At a point in my life where circumstances changed for me, I found that I needed to put my interests on hold and I cleaned up my mess. While my hobby held my attention, my family and other obligations needed my time. So I carefully took my work down and shelved it in boxes. Certainly, it was one of the hardest things I have ever done, but I do not regret it a bit. I would make the same decision if presented to me again and again. I realized then that there is an appropriate time for messes especially when they afford a process.

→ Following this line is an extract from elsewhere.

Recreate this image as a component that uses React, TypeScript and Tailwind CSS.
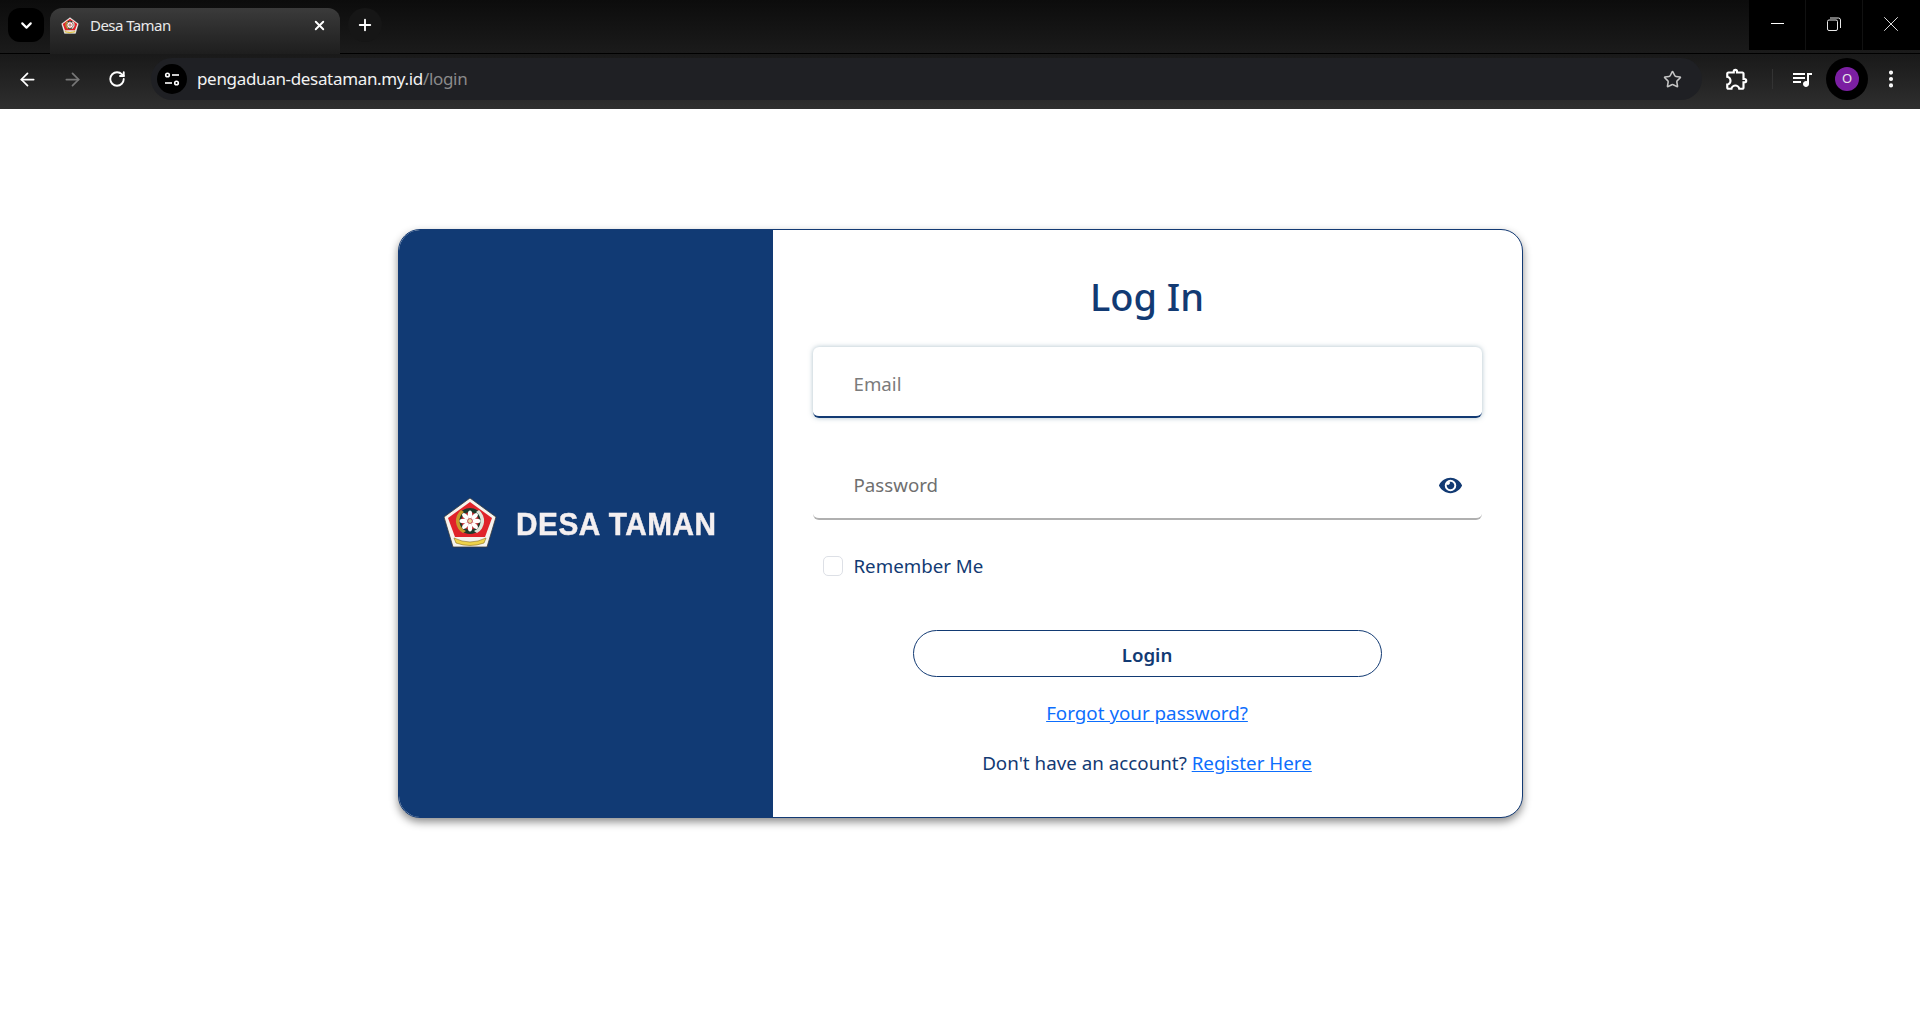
import React from 'react';
import { ArrowLeft, ArrowRight, ChevronDown, EllipsisVertical, Plus, RotateCw, Star, X } from 'lucide-react';
import { FaEye } from 'react-icons/fa';
import { MdOutlineExtension, MdOutlineQueueMusic } from 'react-icons/md';

const Emblem = ({ size }: { size: number }) => (
  <svg width={size} height={size} viewBox="0 0 54 54">
    <path d="M27 1 L53 20 L44 50 L10 50 L1 20 Z" fill="#f6f3ee" stroke="#3a3a3a" strokeWidth="0.8" />
    <path d="M27 5 L49 21 L42 40 L12 40 L5 21 Z" fill="#e0232a" />
    <circle cx="27" cy="24" r="13" fill="#1c3b2c" />
    <path d="M18 13 A14 14 0 0 0 20 36 L23 34 A11 11 0 0 1 21 15 Z" fill="#c89a2a" />
    <path d="M36 13 A14 14 0 0 1 34 36 L31 34 A11 11 0 0 0 33 15 Z" fill="#dfe6dc" />
    <circle cx="27" cy="24" r="9" fill="#b5252a" />
    <g fill="#ffffff">
      <ellipse cx="27" cy="17.5" rx="2.2" ry="4" />
      <ellipse cx="27" cy="30.5" rx="2.2" ry="4" />
      <ellipse cx="20.5" cy="24" rx="4" ry="2.2" />
      <ellipse cx="33.5" cy="24" rx="4" ry="2.2" />
      <ellipse cx="22.4" cy="19.4" rx="2.2" ry="4" transform="rotate(-45 22.4 19.4)" />
      <ellipse cx="31.6" cy="19.4" rx="2.2" ry="4" transform="rotate(45 31.6 19.4)" />
      <ellipse cx="22.4" cy="28.6" rx="2.2" ry="4" transform="rotate(45 22.4 28.6)" />
      <ellipse cx="31.6" cy="28.6" rx="2.2" ry="4" transform="rotate(-45 31.6 28.6)" />
    </g>
    <circle cx="27" cy="24" r="2" fill="#e8d9a0" />
    <path d="M11 41 Q27 49 43 41 L41 46 Q27 51 13 46 Z" fill="#efd34a" stroke="#8a6d1a" strokeWidth="0.6" />
  </svg>
);

const BrowserChrome = () => (
  <div className="shrink-0 text-white font-['Noto_Sans',sans-serif]">
    {/* Tab strip */}
    <div className="h-[54px] flex bg-gradient-to-b from-[#0c0c0c] to-[#1b1b1b] border-b border-black">
      <div className="w-[36px] h-[34px] mt-2 ml-2 bg-black rounded-xl flex items-center justify-center">
        <ChevronDown className="w-[17px] h-[17px]" strokeWidth={3} />
      </div>
      <div className="w-[290px] h-[46px] mt-2 ml-[6px] rounded-t-xl bg-gradient-to-b from-[#3b3b3b] to-[#1e1e1e] flex items-center pl-[11px] pr-[13px] pb-[11px]">
        <Emblem size={18} />
        <span className="ml-[11px] flex-1 text-[15px] tracking-[-0.55px] text-[#e8e8e8]">Desa Taman</span>
        <X className="w-[15px] h-[15px]" strokeWidth={3} />
      </div>
      <div className="w-[34px] h-[34px] mt-2 ml-2 rounded-full bg-[#161616] flex items-center justify-center">
        <Plus className="w-[18px] h-[18px]" strokeWidth={2.5} />
      </div>
      <div className="ml-auto h-[50px] flex bg-black">
        <div className="w-[56px] flex items-center justify-center pb-[3px]">
          <div className="w-[13px] h-px bg-white" />
        </div>
        <div className="w-[58px] flex items-center justify-center border-x border-[#111] pb-[2px]">
          <svg width="14" height="14" viewBox="0 0 14 14" fill="none" stroke="#e8e8e8" strokeWidth="1">
            <rect x="0.5" y="3" width="10" height="10.5" rx="1.5" />
            <path d="M3 1 H11.5 Q13.5 1 13.5 3 V11" />
          </svg>
        </div>
        <div className="w-[57px] flex items-center justify-center pb-[2px] pr-[2px]">
          <X className="w-[26px] h-[26px]" strokeWidth={0.8} />
        </div>
      </div>
    </div>

    {/* Toolbar */}
    <div className="h-[55px] flex items-center pb-[5px] bg-gradient-to-b from-[#191919] to-[#2f2f2f]">
      <ArrowLeft className="ml-[17px] w-[21px] h-[21px]" strokeWidth={2} />
      <ArrowRight className="ml-[24px] w-[21px] h-[21px] text-[#777777]" strokeWidth={2} />
      <RotateCw className="ml-[25px] w-[18px] h-[18px]" strokeWidth={2.5} />
      <div className="ml-[25px] w-[1551px] h-[42px] rounded-full bg-[#1f2024] flex items-center pl-[6px] pr-[20px]">
        <div className="w-[30px] h-[30px] rounded-full bg-black flex items-center justify-center">
          <svg width="16" height="14" viewBox="0 0 16 14" fill="none" stroke="#ffffff" strokeWidth="1.6">
            <circle cx="3.5" cy="3" r="1.8" />
            <path d="M8 3 H15" />
            <path d="M1 11 H8" />
            <circle cx="12.5" cy="11" r="1.8" />
          </svg>
        </div>
        <span className="ml-[10px] text-[17px] tracking-[-0.33px] text-[#f2f2f2]">
          pengaduan-desataman.my.id<span className="text-[#8a8a8a]">/login</span>
        </span>
        <Star className="ml-auto w-[19px] h-[19px] text-[#c4c4c4]" strokeWidth={2} />
      </div>
      <MdOutlineExtension className="ml-[22px] w-[26px] h-[26px]" />
      <div className="ml-[22px] w-px h-5 bg-[#333333]" />
      <MdOutlineQueueMusic className="ml-[17px] w-[24px] h-[24px]" />
      <div className="ml-[12px] w-[42px] h-[42px] rounded-full bg-black flex items-center justify-center">
        <div className="w-[24px] h-[24px] rounded-full bg-[#7b1fa2] flex items-center justify-center text-[13px] text-[#e8e8e8]">O</div>
      </div>
      <EllipsisVertical className="ml-[12px] w-[22px] h-[22px]" strokeWidth={2.5} />
    </div>
  </div>
);

const App = () => {
  return (
    <div className="h-screen overflow-hidden flex flex-col bg-white">
      <BrowserChrome />

      <div className="flex-1 pt-[120px]">
        <div className="mx-auto w-[1125px] h-[589px] flex rounded-[22px] overflow-hidden bg-white border border-[#133a74] shadow-[0_4px_8px_rgba(0,0,0,0.45)] font-['Noto_Sans',sans-serif]">
          {/* Brand side */}
          <div className="w-[374px] shrink-0 bg-[#113a74] flex items-center pl-[44px]">
            <Emblem size={54} />
            <span className="ml-[19px] origin-left scale-x-[0.93] blur-[0.3px] [-webkit-text-stroke:0.5px_#f4eff0] font-['Liberation_Sans',sans-serif] font-bold text-[32px] leading-none tracking-[0.6px] text-[#f4eff0]">
              DESA TAMAN
            </span>
          </div>

          {/* Form side */}
          <div className="flex-1 pl-[40px] pr-[40px] pt-[42px] flex flex-col text-[#123a73]">
            <h1 className="text-center text-[38px] leading-[48px] font-medium">Log In</h1>

            <div className="mt-[27px] h-[71px] rounded-md border-b-2 border-[#123a73] shadow-[0_0_5px_rgba(90,130,150,0.5)] flex items-center pl-[41px] pt-[5px]">
              <input
                placeholder="Email"
                className="w-full outline-none text-[18.7px] placeholder:text-[#7b7b7b]"
              />
            </div>

            <div className="mt-[30px] h-[72px] rounded-md border-b-2 border-[#b0b0b0] flex items-center pl-[41px] pr-[20px] pt-[5px]">
              <input
                placeholder="Password"
                className="w-full outline-none text-[18.7px] placeholder:text-[#6f6f6f]"
              />
              <FaEye className="shrink-0 w-[23px] h-[23px]" />
            </div>

            <label className="mt-[33px] flex items-center pl-[10px]">
              <span className="w-[20px] h-[20px] rounded-[5px] border border-[#dde0e6] bg-white" />
              <span className="ml-[11px] text-[18.7px] leading-[26px]">Remember Me</span>
            </label>

            <button className="mt-[51px] mx-auto w-[469px] h-[47px] pt-[3px] rounded-full border border-[#123a73] text-[18.7px] font-semibold">
              Login
            </button>

            <a href="#" className="mt-[23px] text-center text-[18.8px] leading-[26px] text-[#0d6efd] underline">
              Forgot your password?
            </a>

            <p className="mt-[24px] text-center text-[18.8px] leading-[26px]">
              Don't have an account?{' '}
              <a href="#" className="text-[#0d6efd] underline">Register Here</a>
            </p>
          </div>
        </div>
      </div>
    </div>
  );
};

export default App;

In contrast to the work room, our living room is much different in character. I read there, I pray there, and it affords me a different opportunity to focus without clutter. It contains possessions that define our family. In addition to comfortable seating, there are books, paintings, photographs, and musical instruments. This room has stricter rules of what is acceptable. Yes, from time to time this room may get messy, but I do not allow it to be so for very long because it is my sanctuary. When it gets messy, it no longer seems like mine and I feel like an outsider. It is not a museum or showcase, but the living room is a place to live in. I have found that to be more easily done when there is no mess there.
It is worth considering, and recognizing, that not all messes are bad. Some messes can be helpful, and some may be a detriment. Some we can control, and others control us. I believe that when we are able to act and define our messes, we are much better off than if we are acted upon by our messes because they limit our decisions. This is another example of how the evidence at hand comes back to intent. Similarly, while a process may be messy, there is a difference between clean messy and dirty messy. Consider the following.
In Mark chapter 7, a group of Pharisees and scribes found fault and criticized Jesus because his disciples ate bread without washing their hands. They stated that it was the tradition of the elders to wash, not only their hands, but also their cups, pots, brazen vessels, and tables, or they would not eat. Jesus’ response was quite poignant as he quoted Isaiah the prophet.
“He answered and said unto them, Well hath Esaias prophesied of you hypocrites, as it is written, This people honoureth me with their lips, but their heart is far from me. Howbeit in vain do they worship me, teaching for doctrines the commandments of men. … Full well ye reject the commandment of God, that ye may keep your own tradition.” (Mark 7:6-7,9) Jesus spoke not only of hands and dishes, but of commandments that the Pharisees professed to uphold and yet broke them. He returned criticism because they were focused on lesser things instead of the things of God.
Jesus continues, “There is nothing from without a man, that entering into him can defile him, which is food; but the things which come out of him; those are they that defile the man, that proceedeth forth out of the heart. If any man have ears to hear, let him hear.” (Mark 7:15-16, JST Mark 7:15)
When His disciples could not understand Jesus’ teachings, he explained, “whatsoever thing from without entereth into the man, it cannot defile him; Because it entereth not into his heart, but into the belly….” He then lists a number of sins that proceed from the heart as evil thoughts and actions and states, “All these evil things come from within, and defile the man.” (Mark 7:18-19, 23)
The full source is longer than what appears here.